Reports from Tehran indicate that the routes to Khavaran were blocked on March 13 and security forces had begun identifying the people who wanted to go there. Last summer, however, some of the families were successful in marking the anniversary of the mass executions of 1988 at the site of the unmarked graves.
Khavaran is located in southeastern Tehran beside the cemetery for B’hais and Armenians. Four thousand political dissidents were killed in 1988 and buried in this location.
Families have made a tradition of gathering on the last Friday of each summer and winter to remember these political prisoners.
The families were hopeful that under the Rohani administration they would be allowed to hold their remembrances. During the Ahmadinejad administration, the persecution of the families of these political prisoners intensified.
In the summer of 1988, Iranian Sharia judges followed a directive by late Iranian leader Ayatollah Khamenei and sentenced 4,000 political prisoners to death.

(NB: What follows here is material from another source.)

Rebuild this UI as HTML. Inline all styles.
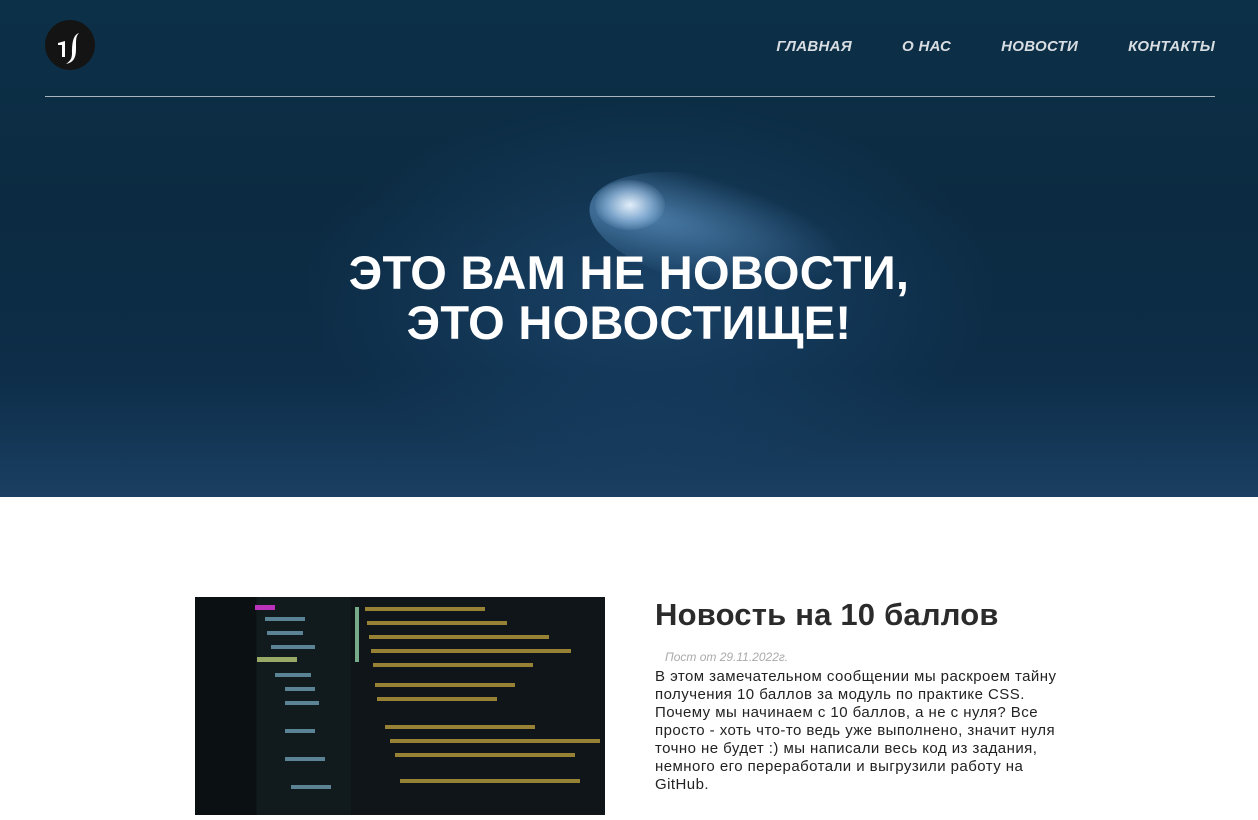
<!DOCTYPE html>
<html><head><meta charset="utf-8"><style>
*{margin:0;padding:0;box-sizing:border-box}
body{width:1258px;height:815px;overflow:hidden;background:#fff;font-family:"Liberation Sans",sans-serif}
.hero{position:relative;height:497px;overflow:hidden;background:linear-gradient(180deg,#0c3048 0%,#0c2b42 40%,#0d2d48 75%,#1a3f62 100%);}
.beam{position:absolute;left:590px;top:150px;width:260px;height:110px;border-radius:50%;transform:rotate(12deg);transform-origin:0 50%;background:radial-gradient(ellipse at 20% 50%,rgba(120,180,235,.55),rgba(60,120,190,0) 70%)}
.spot{position:absolute;left:595px;top:180px;width:70px;height:50px;border-radius:50%;background:radial-gradient(ellipse,rgba(235,245,255,.95) 0%,rgba(180,215,250,.5) 45%,rgba(120,180,240,0) 75%)}
.glow{position:absolute;left:300px;top:100px;width:700px;height:380px;border-radius:50%;background:radial-gradient(ellipse,rgba(40,90,140,.45),rgba(20,50,90,0) 70%)}
.logo{position:absolute;left:45px;top:20px;width:50px;height:50px;border-radius:50%;background:#141414}
.nav{position:absolute;right:43px;top:38px;display:flex;gap:50px}
.nav a{color:#d8dde2;font-weight:bold;font-style:italic;font-size:15px;text-decoration:none;letter-spacing:.3px}
.line{position:absolute;left:45px;right:43px;top:96px;height:1px;background:#aab4bd}
h1{position:absolute;left:0;right:0;top:248px;text-align:center;color:#fff;font-size:47px;line-height:50px;font-weight:bold;letter-spacing:.3px}
.img{position:absolute;left:195px;top:597px;width:410px;height:218px;background:
linear-gradient(90deg,#0b1113 0 15%,#111a1d 15% 38%,#0f1518 38% 100%)}
h2{position:absolute;left:655px;top:597px;font-size:31px;color:#2b2b2b;font-weight:bold;letter-spacing:.2px}
.date{position:absolute;left:665px;top:650px;font-size:12px;font-style:italic;color:#aaa}
p{position:absolute;left:655px;top:668px;width:405px;font-size:15px;line-height:18px;color:#222;letter-spacing:.45px}
</style></head><body>
<div class="hero">
<div class="glow"></div><div class="beam"></div><div class="spot"></div>
<div class="logo"><svg width="50" height="50" viewBox="0 0 50 50"><path d="M13 23 L20 21 L20 37 L17 37 L17 25 L13 25Z" fill="#fff"/><path d="M34 13 C27 15 27 27 27 33 C27 39 25 41 21 44 C31 42 31 34 31 27 C31 19 31 16 34 13Z" fill="#fff"/></svg></div>
<div class="nav"><a>ГЛАВНАЯ</a><a>О НАС</a><a>НОВОСТИ</a><a>КОНТАКТЫ</a></div>
<div class="line"></div>
<h1>ЭТО ВАМ НЕ НОВОСТИ,<br>ЭТО НОВОСТИЩЕ!</h1>
</div>
<div class="img"><svg width="410" height="218">
<rect x="60" y="8" width="20" height="5" fill="#b3b"/><rect x="62" y="60" width="40" height="5" fill="#9a6"/>
<g fill="#7ab0c8" opacity=".7">
<rect x="70" y="20" width="40" height="4"/><rect x="72" y="34" width="36" height="4"/><rect x="76" y="48" width="44" height="4"/><rect x="80" y="76" width="36" height="4"/><rect x="90" y="90" width="30" height="4"/><rect x="90" y="104" width="34" height="4"/><rect x="90" y="132" width="30" height="4"/><rect x="90" y="160" width="40" height="4"/><rect x="96" y="188" width="40" height="4"/></g>
<g fill="#d0b040" opacity=".7"><rect x="170" y="10" width="120" height="4"/><rect x="172" y="24" width="140" height="4"/><rect x="174" y="38" width="180" height="4"/><rect x="176" y="52" width="200" height="4"/><rect x="178" y="66" width="160" height="4"/><rect x="180" y="86" width="140" height="4"/><rect x="182" y="100" width="120" height="4"/><rect x="190" y="128" width="150" height="4"/><rect x="195" y="142" width="210" height="4"/><rect x="200" y="156" width="180" height="4"/><rect x="205" y="182" width="180" height="4"/></g>
<rect x="160" y="10" width="4" height="55" fill="#7a8"/></svg></div>
<h2>Новость на 10 баллов</h2>
<div class="date">Пост от 29.11.2022г.</div>
<p>В этом замечательном сообщении мы раскроем тайну получения 10 баллов за модуль по практике CSS. Почему мы начинаем с 10 баллов, а не с нуля? Все просто - хоть что-то ведь уже выполнено, значит нуля точно не будет :) мы написали весь код из задания, немного его переработали и выгрузили работу на GitHub.</p>
</body></html>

Many of these prisoners had served their earlier sentences and were close to release.
The directive by Ayatollah Khomeini encompassed a wide range of political groups from leftists to religious and militant opposition groups. Ayatollah Montazeri, who at the time held the highest position in the Islamic Republic establishment aside from the leader himself, was removed from his position for speaking out against the executions.
Islamic Republic authorities remain silent about the truth of these executions and hinder the families and relatives who seek to mark their death each year.